-- Begin Information shown --

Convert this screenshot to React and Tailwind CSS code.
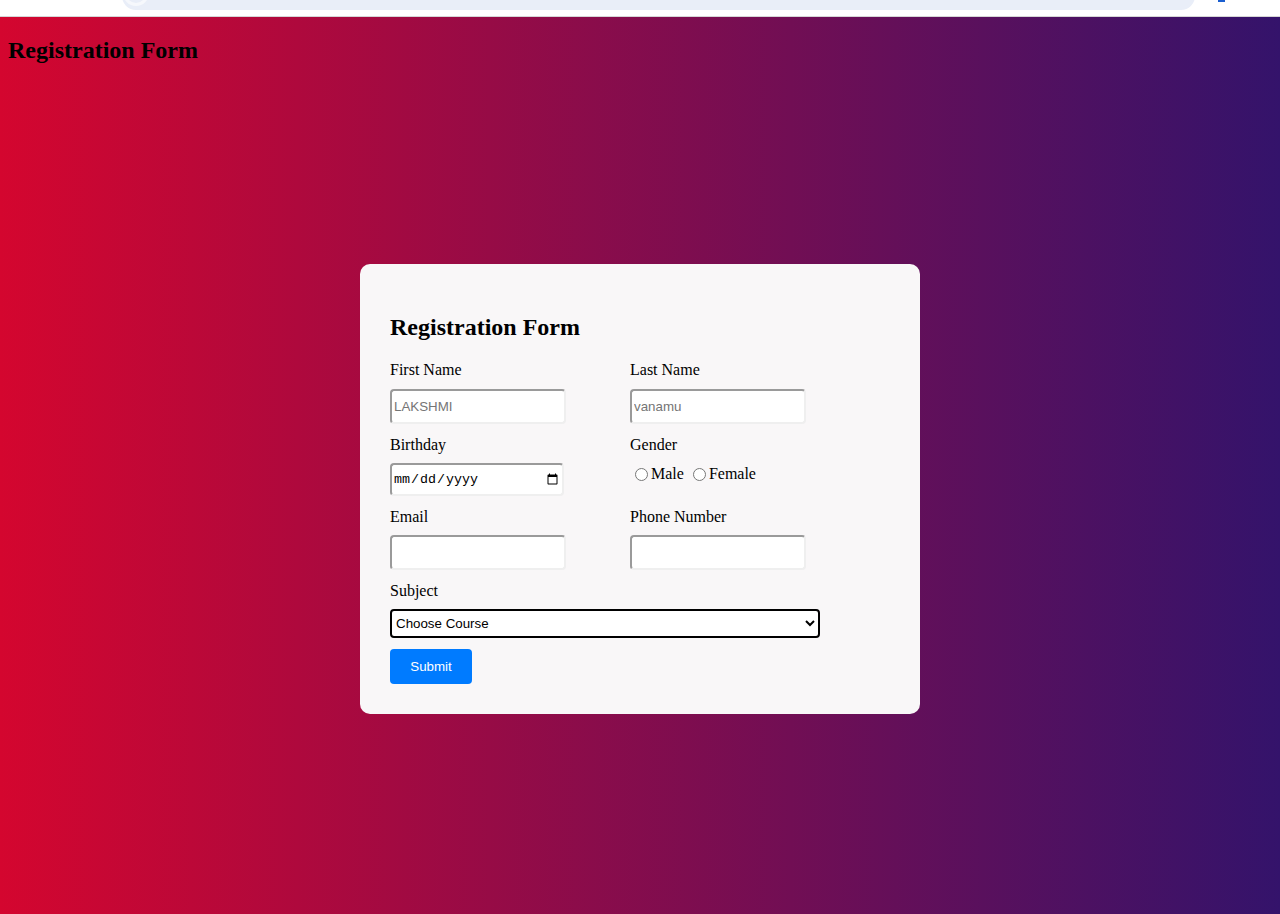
import React from "react";

const inputCls =
  "block h-[35px] w-[176px] rounded-[4px] border-2 border-t-[#9a9a9a] border-l-[#9a9a9a] border-r-[#efefef] border-b-[#efefef] bg-white px-[2px] text-[13.33px] text-black outline-none placeholder:text-[#757575] [font-family:'Liberation_Sans',Arial,sans-serif]";

function Label({ children }) {
  return <div className="h-[18px] text-[16px] leading-[20px] text-black">{children}</div>;
}

export default function App() {
  return (
    <div className="w-[1280px] h-[914px] overflow-hidden [font-family:'Liberation_Serif','Times_New_Roman',serif]">
      {/* browser strip */}
      <div className="relative h-[16px] bg-white overflow-hidden">
        <div className="ml-[122px] mt-[-20px] h-[30px] w-[1073px] rounded-[14px] bg-[#e9eef8]">
          <div className="ml-[1px] mt-[0px] h-[26px] w-[26px] rounded-full border-[3px] border-[#f6f8fc]"></div>
        </div>
        <div className="absolute left-[1218px] top-0 h-[2px] w-[7px] bg-[#1a5fd0]"></div>
      </div>
      <div className="h-[1px] bg-[#d6d6d6]"></div>
      <main className="h-[897px] bg-[linear-gradient(to_right,#d4062f,#34136b)]">
        <h2 className="pt-[19px] ml-[8px] text-[24px] leading-[28px] font-bold text-black">
          Registration Form
        </h2>
        <div className="mt-[200px] flex justify-center">
          <div className="w-[560px] h-[450px] rounded-[10px] bg-[#f9f7f8] px-[30px] pt-[30px]">
            <h2 className="mt-[19px] text-[24px] leading-[28px] font-bold text-black">
              Registration Form
            </h2>
            <div className="mt-[19px] grid grid-cols-[240px_240px]">
              <div>
                <Label>First Name</Label>
                <input className={`mt-[11px] ${inputCls}`} placeholder="LAKSHMI" />
              </div>
              <div>
                <Label>Last Name</Label>
                <input className={`mt-[11px] ${inputCls}`} placeholder="vanamu" />
              </div>
              <div className="mt-[11px]">
                <Label>Birthday</Label>
                <input
                  type="date"
                  className="mt-[10px] block h-[33px] w-[174px] rounded-[4px] border-2 border-t-[#9a9a9a] border-l-[#9a9a9a] border-r-[#efefef] border-b-[#efefef] bg-white px-[1px] text-[13.33px] text-black [font-family:'Liberation_Mono',monospace]"
                />
              </div>
              <div className="mt-[11px]">
                <Label>Gender</Label>
                <div className="mt-[12px] flex items-center text-[16px] leading-[18px] text-black">
                  <input type="radio" name="g" className="ml-[5px] mr-[3px] h-[13px] w-[13px]" />
                  <span>Male</span>
                  <input type="radio" name="g" className="ml-[9px] mr-[3px] h-[13px] w-[13px]" />
                  <span>Female</span>
                </div>
              </div>
              <div className="mt-[11px]">
                <Label>Email</Label>
                <input type="email" className={`mt-[10px] ${inputCls}`} />
              </div>
              <div className="mt-[11px]">
                <Label>Phone Number</Label>
                <input type="tel" className={`mt-[10px] ${inputCls}`} />
              </div>
            </div>
            <div className="mt-[11px]">
              <Label>Subject</Label>
              <select className="mt-[10px] block h-[29px] w-[430px] rounded-[4px] border-2 border-black bg-white pl-0 text-[13.33px] text-black [font-family:'Liberation_Sans',Arial,sans-serif]">
                <option>Choose Course</option>
              </select>
            </div>
            <button className="mt-[11px] h-[35px] w-[82px] rounded-[4px] bg-[#007bff] text-[13.33px] text-white [font-family:'Liberation_Sans',Arial,sans-serif]">
              Submit
            </button>
          </div>
        </div>
      </main>
    </div>
  );
}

-- End Information shown --

## Aim
Return only the lines from the start of the data through the line that contains "import React from", please, copying them exactly and omitting all pictures.

## Finished answer
Convert this screenshot to React and Tailwind CSS code.
import React from "react";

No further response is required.